Energy‑efficient glass can trim heating and cooling loads, but real‑world savings vary with house age, air sealing, duct efficiency, and local rates. Aim for certified efficiency labels appropriate to your region and ask the estimator for the exact U‑factor and SHGC by model and size. If a quote lists “high‑performance glass” without numbers, request them. Clarity here prevents paying a premium for a vague upgrade, and it ensures the window you choose aligns with codes and your comfort goals rather than guesswork.

Labor, Installation Types, and Hidden Line Items: Reading the Fine Print

Two quotes can specify the same window yet diverge hundreds per opening due to installation scope. The big fork in the road is insert versus full‑frame. Insert replacements keep the existing frame, interior casing, and often exterior trim; the new unit slips into place, the gaps are insulated and sealed, and exterior capping may be added. Full‑frame replacements remove the entire old assembly down to the rough opening, allowing fresh flashing, new sill pans, and updated interior and exterior trim. Inserts are faster and less disruptive; full‑frame is more thorough and is the right choice when the old frame is damaged, out of square, or poorly flashed.

Labor time depends on access, stories, and surprises. A straightforward insert on the ground floor may take a crew under two hours, while a full‑frame upstairs with sash weights, brittle plaster, or rotten sills can stretch much longer. Expect per‑opening labor to reflect these realities, and remember that high ladders, scaffolding, or window sizes that demand extra hands add to man‑hours. Good crews build in time for meticulous air sealing with foam and backer rod, proper flashing tapes, and a tidy bead of exterior sealant compatible with local weather. That attention to detail prevents the most expensive problem of all: chasing leaks or drafts after the fact.

Hidden line items are not “gotchas” when they are listed plainly. Scan for:
– Disposal and haul‑away of old units and jobsite debris
– Exterior capping or new trim materials and finishing
– Interior paint or stain touch‑ups (often excluded unless noted)
– Lead‑safe practices in older homes, including setup and cleaning
– Alarm sensor removal and reinstallation on sashes
– Repair allowances for unforeseen rot, drywall, or sheathing issues
– Hardware, screens, and specialty locks or child‑safety latches

Request a scope that spells out assumptions: number of openings, insert vs full‑frame per location, included materials (flashing tape, sill pans, foam), and who handles interior finishes. Ask about warranty process and response time for sticky sashes or minor adjustments after the first season.

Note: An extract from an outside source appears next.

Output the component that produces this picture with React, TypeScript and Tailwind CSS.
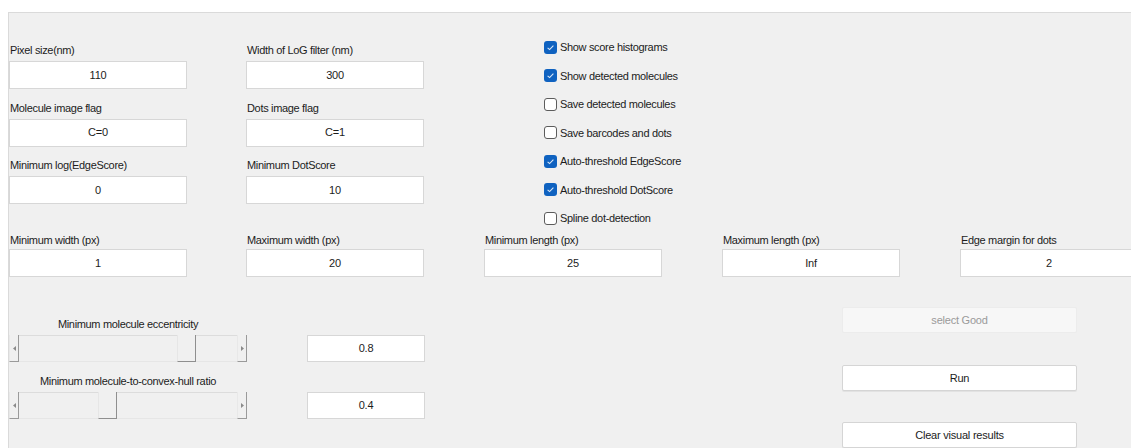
import type { ReactNode } from "react";

type Field = { label: string; value: string };

const topRows: Field[][] = [
  [
    { label: "Pixel size(nm)", value: "110" },
    { label: "Width of LoG filter (nm)", value: "300" },
  ],
  [
    { label: "Molecule image flag", value: "C=0" },
    { label: "Dots image flag", value: "C=1" },
  ],
  [
    { label: "Minimum log(EdgeScore)", value: "0" },
    { label: "Minimum DotScore", value: "10" },
  ],
];

const sizeRow: Field[] = [
  { label: "Minimum width (px)", value: "1" },
  { label: "Maximum width (px)", value: "20" },
  { label: "Minimum length (px)", value: "25" },
  { label: "Maximum length (px)", value: "Inf" },
  { label: "Edge margin for dots", value: "2" },
];

const options = [
  { label: "Show score histograms", checked: true },
  { label: "Show detected molecules", checked: true },
  { label: "Save detected molecules", checked: false },
  { label: "Save barcodes and dots", checked: false },
  { label: "Auto-threshold EdgeScore", checked: true },
  { label: "Auto-threshold DotScore", checked: true },
  { label: "Spline dot-detection", checked: false },
];

const font = "font-['Liberation_Sans',Arial,sans-serif]";

function EditBox({ value, className = "" }: { value: string; className?: string }) {
  return (
    <div
      className={`flex items-center justify-center bg-white border border-[#d7d7d7] text-[11px] text-[#1c1c1c] tracking-[-0.02em] ${className}`}
    >
      {value}
    </div>
  );
}

function LabeledField({ field, gap = "mb-[4px]", className = "" }: { field: Field; gap?: string; className?: string }) {
  return (
    <div className={`flex flex-col w-[178px] shrink-0 ${className}`}>
      <span className={`h-[14px] leading-[14px] text-[11px] text-[#1c1c1c] tracking-[-0.03em] pl-[1px] ${gap}`}>
        {field.label}
      </span>
      <EditBox value={field.value} className="h-[28px]" />
    </div>
  );
}

function CheckBox({ checked }: { checked: boolean }) {
  if (checked) {
    return (
      <span className="w-[13px] h-[13px] rounded-[3px] bg-[#0f62c0] flex items-center justify-center shrink-0">
        <svg width="9" height="9" viewBox="0 0 9 9">
          <polyline points="1.6,4.8 3.6,6.6 7.4,2.6" fill="none" stroke="#dbe8f8" strokeWidth="1.1" />
        </svg>
      </span>
    );
  }
  return <span className="w-[13px] h-[13px] rounded-[3px] bg-white border border-[#5c5c5c] shrink-0" />;
}

function ArrowButton({ dir }: { dir: "left" | "right" }) {
  return (
    <div className="w-[10px] h-full flex items-center justify-center bg-[#f0f0f0] border-r border-b border-[#9a9a9a] border-l border-l-[#e8e8e8]">
      <svg width="3" height="5" viewBox="0 0 3 5">
        {dir === "left" ? (
          <polygon points="3,0 0,2.5 3,5" fill="#8a8a8a" />
        ) : (
          <polygon points="0,0 3,2.5 0,5" fill="#8a8a8a" />
        )}
      </svg>
    </div>
  );
}

function Slider({ value }: { value: number }) {
  // track is 217px wide, thumb 19px
  const left = Math.round(value * (217 - 19));
  return (
    <div className="flex h-[27px] w-[238px]">
      <ArrowButton dir="left" />
      <div className="relative flex-1 border-t border-[#dcdcdc] border-b border-b-[#e6e6e6] bg-[#f0f0f0]">
        <div
          className="absolute top-[-1px] h-[27px] w-[19px] bg-[#f0f0f0] border-l border-[#e6e6e6] border-r border-r-[#8f8f8f] border-b border-b-[#8f8f8f]"
          style={{ left }}
        />
      </div>
      <ArrowButton dir="right" />
    </div>
  );
}

function PushButton({ children, disabled = false, className = "" }: { children: ReactNode; disabled?: boolean; className?: string }) {
  return (
    <div
      className={`w-[235px] flex items-center justify-center rounded-[2px] text-[11px] tracking-[-0.02em] ${
        disabled
          ? "bg-[#f7f7f7] border border-[#ececec] text-[#9a9a9a]"
          : "bg-white border border-[#d5d5d5] shadow-[0_1px_0_#e2e2e2] text-[#1c1c1c]"
      } ${className}`}
    >
      {children}
    </div>
  );
}

export default function App() {
  return (
    <div className={`w-[1131px] h-[448px] overflow-hidden bg-white pt-[12px] pl-[8px] ${font}`}>
      <div className="h-[460px] w-[1140px] bg-[#f0f0f0] border-l border-t border-[#dadada]">
        {/* edit boxes + option checkboxes */}
        <div className="flex h-[220px]">
          <div className="flex flex-col gap-[11.5px] pt-[30px] w-[416px] shrink-0">
            {topRows.map((row, i) => (
              <div key={i} className="flex gap-[59px]">
                {row.map((f) => (
                  <LabeledField key={f.label} field={f} />
                ))}
              </div>
            ))}
          </div>
          <div className="flex flex-col pt-[20px] ml-[119px]">
            {options.map((o) => (
              <div key={o.label} className="flex items-center gap-[3px] h-[28.5px]">
                <CheckBox checked={o.checked} />
                <span className="text-[11px] text-[#1c1c1c] tracking-[-0.03em] whitespace-nowrap">{o.label}</span>
              </div>
            ))}
          </div>
        </div>

        {/* size limits */}
        <div className="flex">
          {sizeRow.map((f, i) => (
            <LabeledField
              key={f.label}
              field={f}
              gap="mb-[2px]"
              className={i === 0 ? "" : i === 1 ? "ml-[59px]" : "ml-[60px]"}
            />
          ))}
        </div>

        {/* sliders, values and actions */}
        <div className="flex">
          <div className="flex flex-col pt-[40px] w-[238px] shrink-0">
            <span className="h-[14px] leading-[14px] text-[11px] text-[#1c1c1c] tracking-[-0.03em] text-center mb-[4px]">
              Minimum molecule eccentricity
            </span>
            <Slider value={0.8} />
            <span className="h-[14px] leading-[14px] text-[11px] text-[#1c1c1c] tracking-[-0.03em] text-center mt-[12px] mb-[4px]">
              Minimum molecule-to-convex-hull ratio
            </span>
            <Slider value={0.4} />
          </div>
          <div className="flex flex-col pt-[58px] gap-[30px] ml-[60px]">
            <EditBox value="0.8" className="w-[118px] h-[27px]" />
            <EditBox value="0.4" className="w-[118px] h-[27px]" />
          </div>
          <div className="flex flex-col pt-[30px] ml-[417px]">
            <PushButton disabled className="h-[26px]">select Good</PushButton>
            <PushButton className="h-[26px] mt-[32px]">Run</PushButton>
            <PushButton className="h-[26px] mt-[31px]">Clear visual results</PushButton>
          </div>
        </div>
      </div>
    </div>
  );
}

Finally, compare scheduling and lead times; a slightly higher price from a crew that can mobilize sooner, communicate clearly, and document their methods can be the more economical path when you factor disruption, callbacks, and the value of a worry‑free install.

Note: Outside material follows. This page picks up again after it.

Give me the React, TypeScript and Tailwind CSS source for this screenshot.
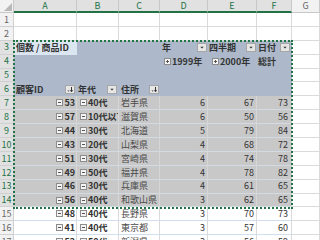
import type { ReactNode } from "react";

const COLS = ["A", "B", "C", "D", "E", "F", "G"];

type Row = {
  a?: string;
  b?: string;
  c?: string;
  d?: string;
  e?: string;
  f?: string;
};

const data: Row[] = [
  { a: "53", b: "40代", c: "岩手県", d: "6", e: "67", f: "73" },
  { a: "57", b: "10代以下", c: "滋賀県", d: "6", e: "50", f: "56" },
  { a: "44", b: "30代", c: "北海道", d: "5", e: "79", f: "84" },
  { a: "43", b: "20代", c: "山梨県", d: "4", e: "68", f: "72" },
  { a: "51", b: "30代", c: "宮崎県", d: "4", e: "74", f: "78" },
  { a: "49", b: "50代", c: "福井県", d: "4", e: "78", f: "82" },
  { a: "46", b: "30代", c: "兵庫県", d: "4", e: "61", f: "65" },
  { a: "56", b: "40代", c: "和歌山県", d: "3", e: "62", f: "65" },
  { a: "48", b: "40代", c: "長野県", d: "3", e: "70", f: "73" },
  { a: "41", b: "40代", c: "東京都", d: "3", e: "57", f: "60" },
  { a: "52", b: "50代", c: "新潟県", d: "3", e: "56", f: "59" },
];

//small +/- box in front of pivot items
const ExpBox = ({ plus }: { plus?: boolean }) => (
  <svg width="7" height="7" viewBox="0 0 7 7" className="shrink-0 mr-[1px]">
    <rect x="0.5" y="0.5" width="6" height="6" fill="#f4f4f4" stroke="#8c8c8c" />
    <path d="M2 3.5H5" stroke="#555" />
    {plus && <path d="M3.5 2V5" stroke="#555" />}
  </svg>
);

//dropdown button of pivot fields
const Drop = ({ sort }: { sort?: boolean }) => (
  <svg width="10" height="9" viewBox="0 0 10 9" className="shrink-0 ml-auto">
    <rect x="0.5" y="0.5" width="9" height="8" fill="#e6e6e6" stroke="#a6a6a6" />
    {sort ? (
      <>
        <path d="M2.5 5.5L4.5 5.5L3.5 6.7Z" fill="#333" />
        <path d="M6.5 2V6.5" stroke="#333" />
        <path d="M5.3 5.3L6.5 6.8L7.7 5.3" stroke="#333" fill="none" />
      </>
    ) : (
      <path d="M3.3 3.8H6.7L5 5.6Z" fill="#333" />
    )}
  </svg>
);

const Cell = ({
  children,
  className = "",
}: {
  children?: ReactNode;
  className?: string;
}) => (
  <div
    className={`flex items-center overflow-hidden whitespace-nowrap ${className}`}
  >
    {children}
  </div>
);

const RowHead = ({ n, sel }: { n: number; sel?: boolean }) => (
  <div
    className={`flex items-center justify-center border-r border-b border-[#d0d0d0] text-[9px] ${
      sel ? "bg-[#e1e1e1] text-[#217346]" : "bg-[#f2f2f2] text-[#666]"
    }`}
  >
    {n}
  </div>
);

const plain = "border-r border-b border-[#dadada] bg-white";
const head = "bg-[#adb9ca]";
const tint = "bg-[#c8c8c8] border-r border-b border-r-[#d6d6d6] border-b-[#d2dae4]";
const pvt = "bg-white border-r border-b border-r-[#dadada] border-b-[#cfdff0]";

const App = () => {
  return (
    <div className="relative w-[320px] h-[240px] overflow-hidden bg-white font-['Noto_Sans_CJK_JP',sans-serif] text-[9px] text-[#333]">
      <div className="grid grid-cols-[14px_63px_42px_41px_48px_49px_35px_1fr] grid-rows-[13px_repeat(18,13.9px)]">
        {/* column headers */}
        <div className="relative bg-[#f2f2f2] border-r border-b border-[#c8c8c8]">
          <svg width="8" height="8" viewBox="0 0 8 8" className="absolute right-[1px] bottom-[1px]">
            <path d="M8 0V8H0Z" fill="#b8b8b8" />
          </svg>
        </div>
        {COLS.map((c) => (
          <div
            key={c}
            className={`flex items-center justify-center border-r border-[#c8c8c8] text-[9px] ${
              c === "G"
                ? "bg-[#f2f2f2] text-[#666] border-b"
                : "bg-[#e1e1e1] text-[#217346] border-b-2 border-b-[#217346]"
            }`}
          >
            {c}
          </div>
        ))}

        {/* rows 1-2 */}
        {[1, 2].map((n) => (
          <div key={n} className="contents">
            <RowHead n={n} />
            {COLS.map((c) => (
              <div key={c} className={plain} />
            ))}
          </div>
        ))}

        {/* row 3 */}
        <RowHead n={3} sel />
        <Cell className="bg-[#dce6f1] font-bold pl-[2px]">個数 / 商品ID</Cell>
        <Cell className={head} />
        <Cell className={head} />
        <Cell className={`${head} font-bold pl-[2px] pr-[1px]`}>
          年<Drop />
        </Cell>
        <Cell className={`${head} font-bold pl-[1px] pr-[1px]`}>
          四半期<Drop />
        </Cell>
        <Cell className={`${head} font-bold pl-[1px] pr-[2px]`}>
          日付<Drop />
        </Cell>
        <div className={plain} />

        {/* row 4 */}
        <RowHead n={4} sel />
        <Cell className={head} />
        <Cell className={head} />
        <Cell className={head} />
        <Cell className={`${head} font-bold pl-[4px]`}>
          <ExpBox plus />
          1999年
        </Cell>
        <Cell className={`${head} font-bold pl-[4px]`}>
          <ExpBox plus />
          2000年
        </Cell>
        <Cell className={`${head} font-bold pl-[1px]`}>総計</Cell>
        <div className={plain} />

        {/* row 5 */}
        <RowHead n={5} sel />
        {["A", "B", "C", "D", "E", "F"].map((c) => (
          <Cell key={c} className={head} />
        ))}
        <div className={plain} />

        {/* row 6 */}
        <RowHead n={6} sel />
        <Cell className={`${head} font-bold pl-[2px] pr-[2px]`}>
          顧客ID<Drop sort />
        </Cell>
        <Cell className={`${head} font-bold pl-[1px] pr-[2px]`}>
          年代<Drop />
        </Cell>
        <Cell className={`${head} font-bold pl-[2px] pr-[1px]`}>
          住所<Drop sort />
        </Cell>
        <Cell className={head} />
        <Cell className={head} />
        <Cell className={head} />
        <div className={plain} />

        {/* data rows */}
        {data.map((r, i) => {
          const n = i + 7;
          const bg = n <= 14 ? tint : pvt;
          return (
            <div key={n} className="contents">
              <RowHead n={n} sel={n <= 14} />
              <Cell className={`${bg} justify-end font-bold pr-[1px]`}>
                <ExpBox />
                {r.a}
              </Cell>
              <Cell className={`${bg} font-bold pl-[3px]`}>
                <ExpBox />
                {r.b}
              </Cell>
              <Cell className={`${bg} pl-[2px] text-[#4a4a4a]`}>{r.c}</Cell>
              <Cell className={`${bg} justify-end pr-[2px]`}>{r.d}</Cell>
              <Cell className={`${bg} justify-end pr-[2px]`}>{r.e}</Cell>
              <Cell className={`${bg} justify-end pr-[3px]`}>{r.f}</Cell>
              <div className={plain} />
            </div>
          );
        })}
      </div>

      {/* copy marquee around A3:F14 */}
      <div className="pointer-events-none absolute left-[13px] top-[40px] w-[280px] h-[169px] border-2 border-dotted border-[#217346]" />
    </div>
  );
};

export default App;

Regional Pricing, Timing, and Smart Ways to Save—Plus Your Actionable Wrap‑Up

Quotes don’t live in a vacuum; they breathe the same air as your local economy and codebook. Urban centers with higher labor costs and insurance requirements typically show higher per‑opening prices than rural areas. Coastal regions may require impact‑rated glass or corrosion‑resistant finishes; mountain towns might see longer lead times and freight premiums; snow‑belt cities may favor triple‑pane packages. Permit fees fluctuate widely, and some municipalities require inspections or egress upgrades during replacement, which shifts both scope and schedule.

Timing can sharpen pricing. Off‑season windows—late fall through early spring in many regions—sometimes come with promotions or quicker installation slots as exterior work slows. Plan lead times realistically; custom units might take several weeks from order to delivery, and weather can nudge installation dates. If you’re juggling other projects, coordinate with siding or exterior paint schedules: it’s more efficient to replace windows before new cladding or fresh paint so flashing integrates cleanly and touch‑ups are minimized.

You can trim cost without trimming quality by approaching the project like a strategist:
– Standardize sizes where possible to avoid custom premiums
– Mix tiers: prioritize high‑efficiency or premium frames on sun‑struck or street‑facing elevations and use value options elsewhere
– Choose insert replacements where frames are sound; reserve full‑frame for damaged or leaky openings
– Bundle openings to gain volume pricing and reduce mobilization fees
– Take on light finishing tasks yourself (simple paint touch‑ups) if comfortable and agreed in writing
– Ask about certified efficiency rebates from local utilities or regional programs, and verify paperwork requirements upfront

Before you sign, build a comparison grid:
– Model, material, and glass metrics (U‑factor, SHGC, VT) for each quote
– Installation type per opening, including air and water management details
– Line items for disposal, trim, capping, and any code‑driven upgrades
– Warranty term for product and labor, plus service call procedures
– Total price, per‑opening price, and calendar availability

Conclusion for homeowners and property managers: clarity beats guesswork. Define your goals (comfort, sound control, curb appeal, maintenance), share them with bidders, and request detailed, line‑itemed quotes that mirror the same scope. Ask for written confirmation of glass metrics and installation methods, and don’t be shy about requesting references or photos of similar projects. When you weigh material durability, climate‑appropriate glass, thoughtful labor, and regional realities, the right number often reveals itself—not as the lowest, but as the most coherent, durable, and value‑rich path to a quieter, tighter, and more comfortable home.